__To be done__:
Look through the material below. Copy every line with the string "that" in it.

__Supplied entries__:
++++++++

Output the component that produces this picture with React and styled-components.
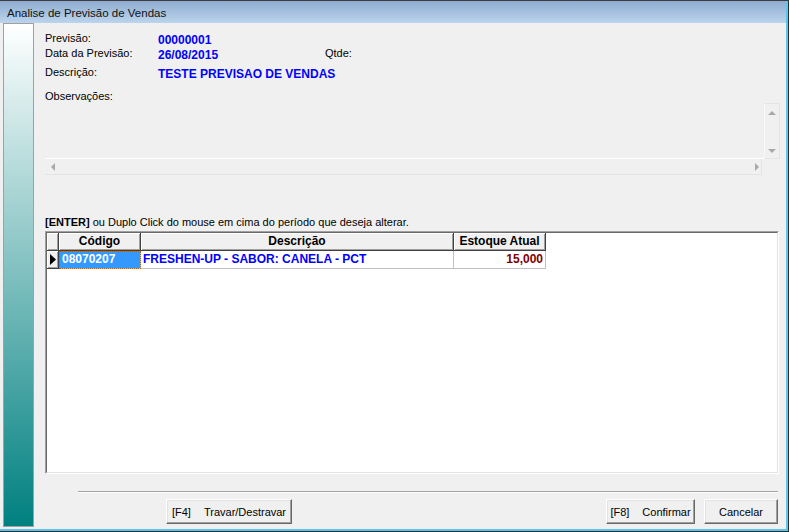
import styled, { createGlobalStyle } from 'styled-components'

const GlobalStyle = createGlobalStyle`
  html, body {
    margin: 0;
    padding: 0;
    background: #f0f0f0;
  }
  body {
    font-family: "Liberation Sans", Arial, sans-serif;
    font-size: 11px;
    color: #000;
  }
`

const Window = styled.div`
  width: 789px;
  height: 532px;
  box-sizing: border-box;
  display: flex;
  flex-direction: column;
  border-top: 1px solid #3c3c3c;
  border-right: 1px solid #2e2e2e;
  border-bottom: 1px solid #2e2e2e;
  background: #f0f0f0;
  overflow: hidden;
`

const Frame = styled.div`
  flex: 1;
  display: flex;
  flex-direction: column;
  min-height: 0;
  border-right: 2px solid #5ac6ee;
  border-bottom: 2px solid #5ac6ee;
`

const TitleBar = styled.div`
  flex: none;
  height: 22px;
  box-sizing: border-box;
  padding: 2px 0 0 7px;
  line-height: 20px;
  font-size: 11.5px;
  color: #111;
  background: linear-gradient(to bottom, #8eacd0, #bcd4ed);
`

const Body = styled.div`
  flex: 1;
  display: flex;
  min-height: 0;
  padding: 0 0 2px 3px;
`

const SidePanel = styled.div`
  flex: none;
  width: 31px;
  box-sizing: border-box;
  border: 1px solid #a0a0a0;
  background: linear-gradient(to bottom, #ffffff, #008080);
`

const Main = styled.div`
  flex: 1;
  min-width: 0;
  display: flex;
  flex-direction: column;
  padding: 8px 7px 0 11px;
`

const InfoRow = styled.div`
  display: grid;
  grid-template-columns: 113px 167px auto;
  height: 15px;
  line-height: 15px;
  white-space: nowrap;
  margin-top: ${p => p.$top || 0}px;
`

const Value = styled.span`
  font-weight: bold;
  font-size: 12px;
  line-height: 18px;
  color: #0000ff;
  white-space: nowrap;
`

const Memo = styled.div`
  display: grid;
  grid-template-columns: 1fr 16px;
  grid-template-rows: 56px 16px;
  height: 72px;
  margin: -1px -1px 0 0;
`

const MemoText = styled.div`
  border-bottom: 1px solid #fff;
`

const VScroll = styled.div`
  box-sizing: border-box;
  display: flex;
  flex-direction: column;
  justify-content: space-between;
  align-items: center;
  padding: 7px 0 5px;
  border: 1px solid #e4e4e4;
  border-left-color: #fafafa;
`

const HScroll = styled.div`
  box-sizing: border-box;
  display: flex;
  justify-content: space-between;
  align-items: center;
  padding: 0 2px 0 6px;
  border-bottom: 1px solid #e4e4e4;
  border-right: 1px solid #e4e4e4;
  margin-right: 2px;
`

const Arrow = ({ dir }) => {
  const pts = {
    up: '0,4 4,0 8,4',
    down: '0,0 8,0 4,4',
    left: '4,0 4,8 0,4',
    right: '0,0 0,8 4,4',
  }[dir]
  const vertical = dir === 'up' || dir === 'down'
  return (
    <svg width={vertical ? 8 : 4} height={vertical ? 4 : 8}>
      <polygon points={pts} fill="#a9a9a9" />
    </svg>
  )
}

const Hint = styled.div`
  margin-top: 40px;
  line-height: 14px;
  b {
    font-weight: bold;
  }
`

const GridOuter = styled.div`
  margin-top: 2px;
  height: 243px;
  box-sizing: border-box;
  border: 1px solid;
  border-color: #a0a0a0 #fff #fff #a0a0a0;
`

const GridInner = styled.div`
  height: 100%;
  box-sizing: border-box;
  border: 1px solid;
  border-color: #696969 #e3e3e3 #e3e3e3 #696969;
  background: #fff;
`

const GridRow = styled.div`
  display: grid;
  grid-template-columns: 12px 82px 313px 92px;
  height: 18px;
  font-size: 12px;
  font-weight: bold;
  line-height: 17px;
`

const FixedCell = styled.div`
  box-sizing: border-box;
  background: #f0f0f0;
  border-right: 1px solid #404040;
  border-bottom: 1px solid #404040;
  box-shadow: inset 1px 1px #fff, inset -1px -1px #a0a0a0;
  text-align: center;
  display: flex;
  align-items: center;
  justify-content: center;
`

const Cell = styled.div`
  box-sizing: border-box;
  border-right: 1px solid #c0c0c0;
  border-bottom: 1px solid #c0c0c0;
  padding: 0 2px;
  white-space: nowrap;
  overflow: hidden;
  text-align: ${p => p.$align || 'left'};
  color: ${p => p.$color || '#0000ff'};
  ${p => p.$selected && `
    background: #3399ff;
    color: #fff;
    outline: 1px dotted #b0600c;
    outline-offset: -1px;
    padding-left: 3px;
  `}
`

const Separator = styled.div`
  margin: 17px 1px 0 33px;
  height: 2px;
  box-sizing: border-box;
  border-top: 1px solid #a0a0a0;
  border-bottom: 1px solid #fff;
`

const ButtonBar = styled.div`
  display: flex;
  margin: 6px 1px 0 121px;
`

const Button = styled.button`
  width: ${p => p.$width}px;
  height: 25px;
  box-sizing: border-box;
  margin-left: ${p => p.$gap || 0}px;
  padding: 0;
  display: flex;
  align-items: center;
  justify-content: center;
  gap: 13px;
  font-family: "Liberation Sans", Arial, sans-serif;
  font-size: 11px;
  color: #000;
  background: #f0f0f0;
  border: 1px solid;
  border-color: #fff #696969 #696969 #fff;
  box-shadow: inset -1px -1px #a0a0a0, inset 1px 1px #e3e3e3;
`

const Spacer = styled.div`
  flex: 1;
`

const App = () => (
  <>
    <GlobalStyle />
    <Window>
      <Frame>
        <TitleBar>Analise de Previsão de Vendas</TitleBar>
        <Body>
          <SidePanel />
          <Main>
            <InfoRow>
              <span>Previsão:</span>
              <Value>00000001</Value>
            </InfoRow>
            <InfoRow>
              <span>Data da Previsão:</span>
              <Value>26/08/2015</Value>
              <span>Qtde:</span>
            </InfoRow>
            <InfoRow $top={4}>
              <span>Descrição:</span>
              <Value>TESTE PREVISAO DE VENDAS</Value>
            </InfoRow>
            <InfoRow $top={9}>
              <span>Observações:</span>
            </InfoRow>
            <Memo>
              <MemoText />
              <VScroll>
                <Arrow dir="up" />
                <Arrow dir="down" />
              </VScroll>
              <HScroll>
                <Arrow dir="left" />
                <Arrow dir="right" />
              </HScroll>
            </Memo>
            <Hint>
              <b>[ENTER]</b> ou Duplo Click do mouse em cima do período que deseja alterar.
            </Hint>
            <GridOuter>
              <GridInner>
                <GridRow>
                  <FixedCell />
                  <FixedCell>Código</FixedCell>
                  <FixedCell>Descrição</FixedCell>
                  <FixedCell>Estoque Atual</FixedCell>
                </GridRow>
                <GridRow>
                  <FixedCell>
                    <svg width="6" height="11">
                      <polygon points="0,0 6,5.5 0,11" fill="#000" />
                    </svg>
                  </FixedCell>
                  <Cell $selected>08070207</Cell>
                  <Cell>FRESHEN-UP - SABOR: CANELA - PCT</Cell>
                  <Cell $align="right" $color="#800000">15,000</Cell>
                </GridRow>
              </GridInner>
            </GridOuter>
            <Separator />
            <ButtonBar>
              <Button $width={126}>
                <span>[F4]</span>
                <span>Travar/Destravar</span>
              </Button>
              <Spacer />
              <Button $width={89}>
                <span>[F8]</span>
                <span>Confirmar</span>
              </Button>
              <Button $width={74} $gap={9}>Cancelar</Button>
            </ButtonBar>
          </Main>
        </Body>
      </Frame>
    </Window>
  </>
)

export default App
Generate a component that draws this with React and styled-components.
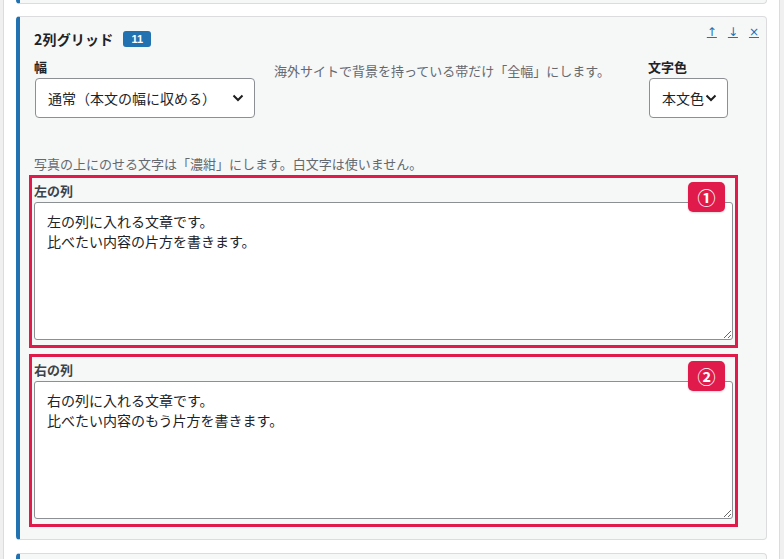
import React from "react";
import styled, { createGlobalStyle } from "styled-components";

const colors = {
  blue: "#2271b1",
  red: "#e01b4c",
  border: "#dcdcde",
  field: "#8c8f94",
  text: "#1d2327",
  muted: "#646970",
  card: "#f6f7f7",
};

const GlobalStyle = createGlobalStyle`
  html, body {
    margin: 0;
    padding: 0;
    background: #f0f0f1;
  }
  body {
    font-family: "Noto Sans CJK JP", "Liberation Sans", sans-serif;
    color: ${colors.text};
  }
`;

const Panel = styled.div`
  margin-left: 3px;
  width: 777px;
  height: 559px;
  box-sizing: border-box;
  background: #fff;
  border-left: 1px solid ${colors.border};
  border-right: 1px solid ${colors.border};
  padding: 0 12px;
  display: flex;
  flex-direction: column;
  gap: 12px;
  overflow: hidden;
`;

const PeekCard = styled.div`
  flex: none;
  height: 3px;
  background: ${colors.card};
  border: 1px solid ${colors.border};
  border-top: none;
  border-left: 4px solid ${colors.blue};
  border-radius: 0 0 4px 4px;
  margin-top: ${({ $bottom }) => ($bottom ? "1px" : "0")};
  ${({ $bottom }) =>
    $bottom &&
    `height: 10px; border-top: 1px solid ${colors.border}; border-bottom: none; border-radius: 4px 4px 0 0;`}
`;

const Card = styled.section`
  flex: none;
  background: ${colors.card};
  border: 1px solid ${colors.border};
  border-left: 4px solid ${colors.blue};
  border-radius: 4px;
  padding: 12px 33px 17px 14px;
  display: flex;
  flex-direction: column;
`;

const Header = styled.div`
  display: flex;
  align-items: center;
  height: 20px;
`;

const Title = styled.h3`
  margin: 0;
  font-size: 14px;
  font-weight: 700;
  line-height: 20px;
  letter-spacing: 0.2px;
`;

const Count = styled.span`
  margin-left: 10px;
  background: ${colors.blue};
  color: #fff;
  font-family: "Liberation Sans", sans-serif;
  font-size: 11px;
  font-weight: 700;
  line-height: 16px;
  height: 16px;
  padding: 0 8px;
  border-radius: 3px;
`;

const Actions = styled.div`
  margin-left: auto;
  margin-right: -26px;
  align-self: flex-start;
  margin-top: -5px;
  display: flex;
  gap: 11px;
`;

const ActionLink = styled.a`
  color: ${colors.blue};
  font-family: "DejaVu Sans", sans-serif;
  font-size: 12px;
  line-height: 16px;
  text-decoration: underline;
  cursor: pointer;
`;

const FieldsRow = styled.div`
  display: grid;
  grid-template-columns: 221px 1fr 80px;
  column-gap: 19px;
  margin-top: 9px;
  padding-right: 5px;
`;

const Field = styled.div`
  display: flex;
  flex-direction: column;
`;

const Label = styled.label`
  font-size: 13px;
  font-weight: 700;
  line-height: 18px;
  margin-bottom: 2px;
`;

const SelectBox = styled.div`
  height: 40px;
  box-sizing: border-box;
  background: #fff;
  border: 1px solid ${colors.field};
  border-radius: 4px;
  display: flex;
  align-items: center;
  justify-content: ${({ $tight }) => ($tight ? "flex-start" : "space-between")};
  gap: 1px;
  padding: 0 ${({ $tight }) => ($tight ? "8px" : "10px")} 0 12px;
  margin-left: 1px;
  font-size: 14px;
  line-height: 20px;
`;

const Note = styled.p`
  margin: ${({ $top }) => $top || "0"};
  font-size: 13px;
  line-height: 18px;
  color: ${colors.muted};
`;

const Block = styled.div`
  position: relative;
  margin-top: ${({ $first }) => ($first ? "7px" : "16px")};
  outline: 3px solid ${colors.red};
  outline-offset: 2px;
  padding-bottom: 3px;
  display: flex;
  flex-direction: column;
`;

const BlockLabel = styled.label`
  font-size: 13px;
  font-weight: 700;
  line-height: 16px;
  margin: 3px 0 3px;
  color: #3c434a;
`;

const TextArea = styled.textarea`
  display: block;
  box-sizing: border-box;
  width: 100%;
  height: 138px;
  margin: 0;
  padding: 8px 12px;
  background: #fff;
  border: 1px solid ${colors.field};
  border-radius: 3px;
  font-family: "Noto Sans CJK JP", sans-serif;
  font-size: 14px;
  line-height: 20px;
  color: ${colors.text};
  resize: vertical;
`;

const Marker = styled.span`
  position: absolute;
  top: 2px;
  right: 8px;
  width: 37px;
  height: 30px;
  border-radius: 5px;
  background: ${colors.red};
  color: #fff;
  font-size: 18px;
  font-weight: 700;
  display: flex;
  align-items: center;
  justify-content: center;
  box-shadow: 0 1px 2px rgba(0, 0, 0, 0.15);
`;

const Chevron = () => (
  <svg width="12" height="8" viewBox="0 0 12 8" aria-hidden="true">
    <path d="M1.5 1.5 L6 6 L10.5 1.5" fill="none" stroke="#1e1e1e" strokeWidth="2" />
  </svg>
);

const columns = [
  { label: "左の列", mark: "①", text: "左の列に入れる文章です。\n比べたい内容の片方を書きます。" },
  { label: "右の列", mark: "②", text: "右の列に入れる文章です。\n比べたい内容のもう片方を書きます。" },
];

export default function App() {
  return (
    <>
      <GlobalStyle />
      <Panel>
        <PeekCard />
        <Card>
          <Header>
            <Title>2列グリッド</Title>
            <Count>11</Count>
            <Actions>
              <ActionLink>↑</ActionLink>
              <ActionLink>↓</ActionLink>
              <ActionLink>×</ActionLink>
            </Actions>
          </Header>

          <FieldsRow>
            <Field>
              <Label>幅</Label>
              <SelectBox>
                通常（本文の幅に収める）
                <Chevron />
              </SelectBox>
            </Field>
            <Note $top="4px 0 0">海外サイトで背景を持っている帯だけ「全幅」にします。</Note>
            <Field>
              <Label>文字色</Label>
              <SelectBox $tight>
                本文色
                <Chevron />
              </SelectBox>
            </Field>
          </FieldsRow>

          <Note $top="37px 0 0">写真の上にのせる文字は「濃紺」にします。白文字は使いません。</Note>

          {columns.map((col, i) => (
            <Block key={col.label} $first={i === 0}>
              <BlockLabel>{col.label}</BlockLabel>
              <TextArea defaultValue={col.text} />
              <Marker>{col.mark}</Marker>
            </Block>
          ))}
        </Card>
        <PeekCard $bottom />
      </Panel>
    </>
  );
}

++++++++

__Result__:
Output the component that produces this picture with React and styled-components.
Generate a component that draws this with React and styled-components.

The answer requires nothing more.